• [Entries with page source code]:
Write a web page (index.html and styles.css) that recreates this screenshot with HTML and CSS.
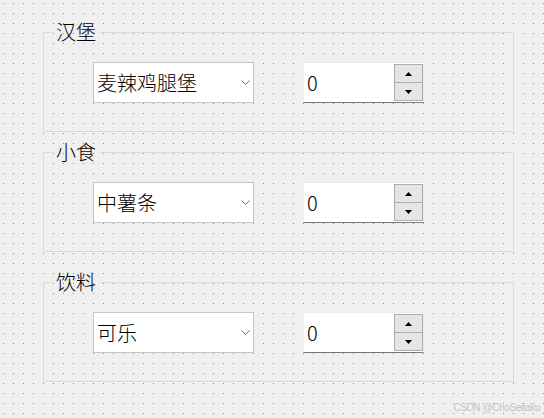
FILE: index.html
```html
<!DOCTYPE html>
<html lang="zh-CN">
<head>
<meta charset="utf-8">
<title>点餐</title>
<link rel="stylesheet" href="styles.css">
</head>
<body>
<div class="page">
  <fieldset class="group">
    <legend class="group-title">汉堡</legend>
    <div class="group-row">
      <div class="combo">
        <span class="combo-text">麦辣鸡腿堡</span>
        <svg class="chevron" width="9" height="5" viewBox="0 0 9 5"><polyline points="0.5,0.5 4.5,4.5 8.5,0.5" fill="none" stroke="#6a6a6a" stroke-width="1"/></svg>
      </div>
      <div class="spin">
        <span class="spin-value">0</span>
        <div class="spin-buttons">
          <div class="spin-btn"><svg width="7" height="4" viewBox="0 0 7 4"><polygon points="3.5,0 7,4 0,4" fill="#000"/></svg></div>
          <div class="spin-btn"><svg width="7" height="4" viewBox="0 0 7 4"><polygon points="0,0 7,0 3.5,4" fill="#000"/></svg></div>
        </div>
      </div>
    </div>
  </fieldset>

  <fieldset class="group group-second">
    <legend class="group-title">小食</legend>
    <div class="group-row">
      <div class="combo">
        <span class="combo-text">中薯条</span>
        <svg class="chevron" width="9" height="5" viewBox="0 0 9 5"><polyline points="0.5,0.5 4.5,4.5 8.5,0.5" fill="none" stroke="#6a6a6a" stroke-width="1"/></svg>
      </div>
      <div class="spin">
        <span class="spin-value">0</span>
        <div class="spin-buttons">
          <div class="spin-btn"><svg width="7" height="4" viewBox="0 0 7 4"><polygon points="3.5,0 7,4 0,4" fill="#000"/></svg></div>
          <div class="spin-btn"><svg width="7" height="4" viewBox="0 0 7 4"><polygon points="0,0 7,0 3.5,4" fill="#000"/></svg></div>
        </div>
      </div>
    </div>
  </fieldset>

  <fieldset class="group group-third">
    <legend class="group-title">饮料</legend>
    <div class="group-row">
      <div class="combo">
        <span class="combo-text">可乐</span>
        <svg class="chevron" width="9" height="5" viewBox="0 0 9 5"><polyline points="0.5,0.5 4.5,4.5 8.5,0.5" fill="none" stroke="#6a6a6a" stroke-width="1"/></svg>
      </div>
      <div class="spin">
        <span class="spin-value">0</span>
        <div class="spin-buttons">
          <div class="spin-btn"><svg width="7" height="4" viewBox="0 0 7 4"><polygon points="3.5,0 7,4 0,4" fill="#000"/></svg></div>
          <div class="spin-btn"><svg width="7" height="4" viewBox="0 0 7 4"><polygon points="0,0 7,0 3.5,4" fill="#000"/></svg></div>
        </div>
      </div>
    </div>
  </fieldset>
</div>
<div class="watermark">CSDN @ChoSeitaku</div>
</body>
</html>
```

FILE: styles.css
```css
html {
  height: 100%;
  background-color: #f0f0f0;
  background-image: conic-gradient(from 270deg at 1px 1px, #8f8f8f 90deg, transparent 0);
  background-size: 10px 10px;
  background-position: 3px 3px;
}

body {
  margin: 0;
  height: 100%;
  position: relative;
  font-family: "Noto Sans CJK SC", "Liberation Sans", sans-serif;
  font-weight: 300;
  color: #000;
}

.page {
  padding: 22px 0 0 43px;
}

.group {
  box-sizing: border-box;
  width: 471px;
  min-inline-size: 0;
  margin: 0;
  padding: 0;
  border: 1px solid #dadada;
}

.group-second {
  margin-top: 10px;
}

.group-third {
  margin-top: 20px;
}

.group-title {
  margin-left: 8px;
  padding: 0 4px;
  font-size: 20px;
  line-height: 20px;
}

.group-row {
  display: flex;
  gap: 49px;
  padding: 20px 0 28px 49px;
}

.combo {
  box-sizing: border-box;
  width: 161px;
  height: 41px;
  background: #fff;
  border: 1px solid #c6c6c6;
  display: flex;
  align-items: center;
  padding: 0 3px 0 3px;
}

.combo-text {
  flex: 1;
  font-size: 20px;
  line-height: 24px;
}

.chevron {
  display: block;
}

.spin {
  box-sizing: border-box;
  width: 121px;
  height: 41px;
  background: #fff;
  border: 1px solid #ececec;
  border-bottom-color: #7a7a7a;
  display: flex;
  align-items: center;
}

.spin-value {
  flex: 1;
  padding-left: 3px;
  font-size: 20px;
  line-height: 24px;
}

.spin-buttons {
  display: flex;
  flex-direction: column;
  align-self: flex-start;
  margin-top: 1px;
  width: 29px;
}

.spin-btn {
  box-sizing: border-box;
  height: 19px;
  border: 1px solid #adadad;
  background: #e5e5e5;
  display: flex;
  align-items: center;
  justify-content: center;
}

.spin-btn + .spin-btn {
  margin-top: -1px;
}

.spin-btn svg {
  display: block;
}

.watermark {
  position: absolute;
  right: 4px;
  bottom: 5px;
  font-family: "Liberation Sans", sans-serif;
  font-weight: 400;
  font-size: 10px;
  letter-spacing: -0.4px;
  color: #c4c4c4;
}
```
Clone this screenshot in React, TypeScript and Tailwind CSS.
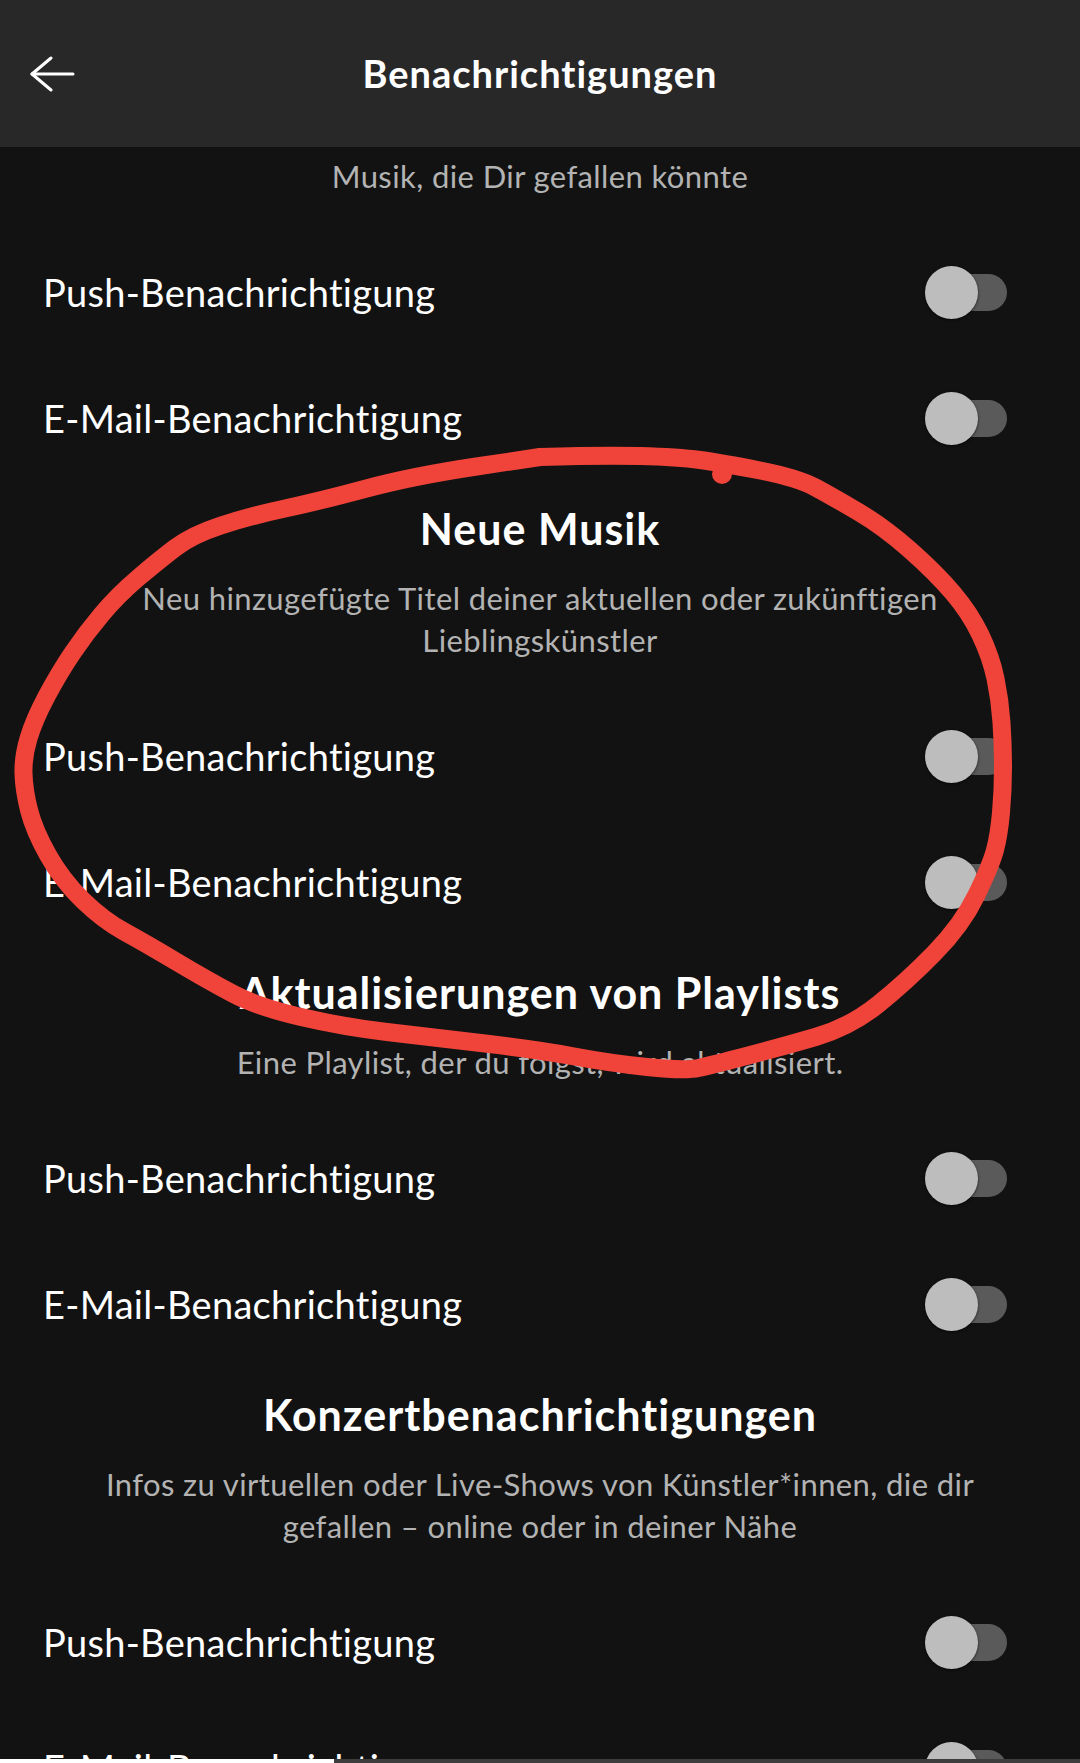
import React from "react";

const font = { fontFamily: "Lato, 'Noto Sans', sans-serif" };

type Section = { title?: string; desc: string[] };

const sections: Section[] = [
  { desc: ["Musik, die Dir gefallen könnte"] },
  {
    title: "Neue Musik",
    desc: ["Neu hinzugefügte Titel deiner aktuellen oder zukünftigen", "Lieblingskünstler"],
  },
  {
    title: "Aktualisierungen von Playlists",
    desc: ["Eine Playlist, der du folgst, wird aktualisiert."],
  },
  {
    title: "Konzertbenachrichtigungen",
    desc: [
      "Infos zu virtuellen oder Live-Shows von Künstler*innen, die dir",
      "gefallen – online oder in deiner Nähe",
    ],
  },
];

// hand-drawn red loop, in page pixels
const loop: [number, number][] = [
  [540, 457], [602, 455], [678, 457], [722, 463], [798, 478], [833, 497], [884, 527],
  [936, 573], [970, 613], [991, 657], [1000, 700], [1003, 745], [1003, 790], [999, 835],
  [991, 865], [962, 925], [906, 982], [850, 1027], [781, 1047], [712, 1065], [685, 1071],
  [609, 1063], [540, 1050], [430, 1037], [344, 1027], [258, 1007], [207, 980], [145, 943],
  [103, 920], [62, 880], [34, 830], [24, 790], [23, 757], [34, 720], [59, 673], [86, 633],
  [118, 595], [158, 561], [192, 535], [250, 516], [320, 501], [413, 476], [540, 457],
];

function loopPath() {
  let d = `M ${loop[0][0]} ${loop[0][1]}`;
  for (let i = 1; i < loop.length - 1; i++) {
    const [x, y] = loop[i];
    const [nx, ny] = loop[i + 1];
    d += ` Q ${x} ${y} ${(x + nx) / 2} ${(y + ny) / 2}`;
  }
  const last = loop[loop.length - 1];
  d += ` L ${last[0]} ${last[1]}`;
  return d;
}

const Toggle = () => (
  <div className="relative w-[82px] h-[53px] shrink-0">
    <div className="absolute right-0 top-[8px] h-[37px] w-[70px] rounded-full bg-[#5a5a5a]" />
    <div className="absolute left-0 top-0 size-[53px] rounded-full bg-[#bdbdbd] shadow-[0_1px_3px_rgba(0,0,0,0.6)]" />
  </div>
);

const Row = ({ label }: { label: string }) => (
  <div className="h-[126px] flex items-center justify-between pl-[43px] pr-[73px]">
    <span className="text-[38px] tracking-[0.3px] leading-none text-white">{label}</span>
    <Toggle />
  </div>
);

const App = () => {
  return (
    <div style={font} className="relative w-[1080px] h-[1763px] overflow-hidden bg-[#121212]">
      {/* Header */}
      <header className="h-[147px] bg-[#282828] grid grid-cols-[1fr_auto_1fr] items-center">
        <div className="pl-[30px] flex items-center">
          <svg width="46" height="36" viewBox="0 0 46 36" fill="none" stroke="white" strokeWidth="3" strokeLinecap="round" strokeLinejoin="round">
            <path d="M2 18 H43" />
            <path d="M21 2 L2 18 L21 34" />
          </svg>
        </div>
        <h1 className="text-[38px] tracking-[1px] font-bold text-white leading-none pb-[2px]">Benachrichtigungen</h1>
        <div />
      </header>

      {/* Content */}
      <main className="flex flex-col">
        {sections.map((s, i) => (
          <section key={i} className={s.title ? "pt-[24px]" : "pt-[8px]"}>
            {s.title && (
              <h2 className="text-center text-[43px] tracking-[1px] leading-[48px] font-bold text-white">{s.title}</h2>
            )}
            <div className={`px-[50px] text-center text-[31px] tracking-[0.4px] leading-[42px] text-[#b3b3b3] ${s.title ? "mt-[24px]" : ""}`}>
              {s.desc.map((line) => (
                <p key={line} className="whitespace-nowrap">{line}</p>
              ))}
            </div>
            <div className="mt-[32px]">
              <Row label="Push-Benachrichtigung" />
              <Row label="E-Mail-Benachrichtigung" />
            </div>
          </section>
        ))}
      </main>

      {/* Hand-drawn annotation */}
      <svg className="absolute inset-0 pointer-events-none" width="1080" height="1763" viewBox="0 0 1080 1763">
        <path d={loopPath()} fill="none" stroke="#f0443a" strokeWidth="18" strokeLinecap="round" strokeLinejoin="round" />
        <circle cx="722" cy="474" r="10" fill="#f0443a" />
      </svg>

      {/* Bottom bar */}
      <div className="absolute bottom-0 left-0 right-0 h-[4px] flex">
        <div className="w-[334px] bg-white" />
        <div className="flex-1 bg-[#3d3d3d]" />
      </div>
    </div>
  );
};

export default App;
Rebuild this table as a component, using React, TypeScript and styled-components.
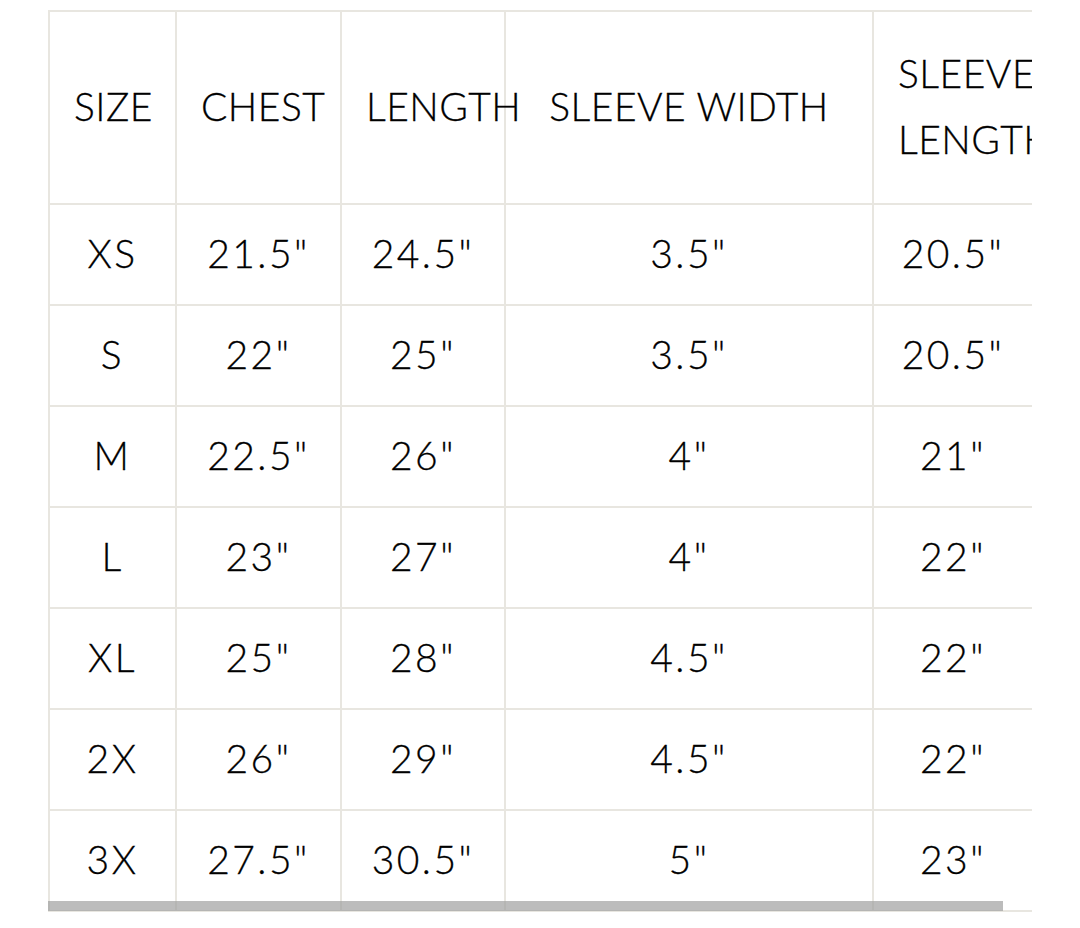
import React from "react";
import styled, { createGlobalStyle } from "styled-components";

const GlobalStyle = createGlobalStyle`
  html, body {
    margin: 0;
    padding: 0;
    background: #ffffff;
  }
  body {
    font-family: "Lato", "Open Sans", sans-serif;
    color: #000000;
  }
`;

const Page = styled.div`
  padding: 10px 0 0 48px;
`;

const Scroller = styled.div`
  position: relative;
  width: 984px;
  overflow: hidden;
`;

const Table = styled.table`
  border-collapse: separate;
  border-spacing: 0;
  table-layout: fixed;
  width: 986px;
  border-top: 2px solid #e8e6e0;
  border-left: 2px solid #e8e6e0;
`;

const HeadCell = styled.th<{ $w: number; $wrap?: boolean }>`
  box-sizing: border-box;
  width: ${(p) => p.$w}px;
  height: 193px;
  padding: 0 24px 4px;
  border-right: 2px solid #e8e6e0;
  border-bottom: 2px solid #e8e6e0;
  font-weight: 300;
  font-size: 39px;
  line-height: 66px;
  letter-spacing: 0.5px;
  text-align: center;
  white-space: ${(p) => (p.$wrap ? "normal" : "nowrap")};
  overflow: visible;
  color: #000;
  -webkit-text-stroke: 0.3px #000;
`;

const Cell = styled.td`
  box-sizing: border-box;
  height: 101px;
  padding: 0 20px 4px;
  border-right: 2px solid #e8e6e0;
  border-bottom: 2px solid #e8e6e0;
  font-weight: 300;
  font-size: 39px;
  letter-spacing: 2.5px;
  text-align: center;
  white-space: nowrap;
  color: #000;
  -webkit-text-stroke: 0.3px #000;
`;

const Thumb = styled.div`
  position: absolute;
  left: 0;
  bottom: 1px;
  width: 955px;
  height: 10px;
  background: rgba(160, 160, 160, 0.7);
`;

const columns = [
  { label: "SIZE", w: 127 },
  { label: "CHEST", w: 165 },
  { label: "LENGTH", w: 164 },
  { label: "SLEEVE WIDTH", w: 368 },
  { label: "SLEEVE LENGTH", w: 160, wrap: true },
];

const rows = [
  ["XS", '21.5"', '24.5"', '3.5"', '20.5"'],
  ["S", '22"', '25"', '3.5"', '20.5"'],
  ["M", '22.5"', '26"', '4"', '21"'],
  ["L", '23"', '27"', '4"', '22"'],
  ["XL", '25"', '28"', '4.5"', '22"'],
  ["2X", '26"', '29"', '4.5"', '22"'],
  ["3X", '27.5"', '30.5"', '5"', '23"'],
];

export default function App() {
  return (
    <>
      <GlobalStyle />
      <Page>
        <Scroller>
          <Table>
            <thead>
              <tr>
                {columns.map((c) => (
                  <HeadCell key={c.label} $w={c.w} $wrap={c.wrap}>
                    {c.label}
                  </HeadCell>
                ))}
              </tr>
            </thead>
            <tbody>
              {rows.map((r) => (
                <tr key={r[0]}>
                  {r.map((v, i) => (
                    <Cell key={i}>{v}</Cell>
                  ))}
                </tr>
              ))}
            </tbody>
          </Table>
          <Thumb />
        </Scroller>
      </Page>
    </>
  );
}
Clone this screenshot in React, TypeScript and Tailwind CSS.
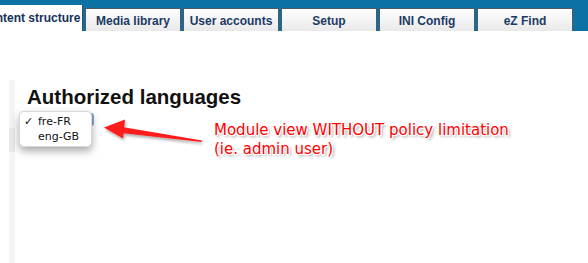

• [WORK TO DO]: Where a line holds the string "this", copy that line.

• [SOLUTION TO THE EXERCISE]:
Write a web page (index.html and styles.css) that recreates this screenshot with HTML and CSS.
Clone this screenshot in React, TypeScript and Tailwind CSS.
Rebuild this table as a component, using React, TypeScript and styled-components.
Clone this screenshot in React, TypeScript and Tailwind CSS.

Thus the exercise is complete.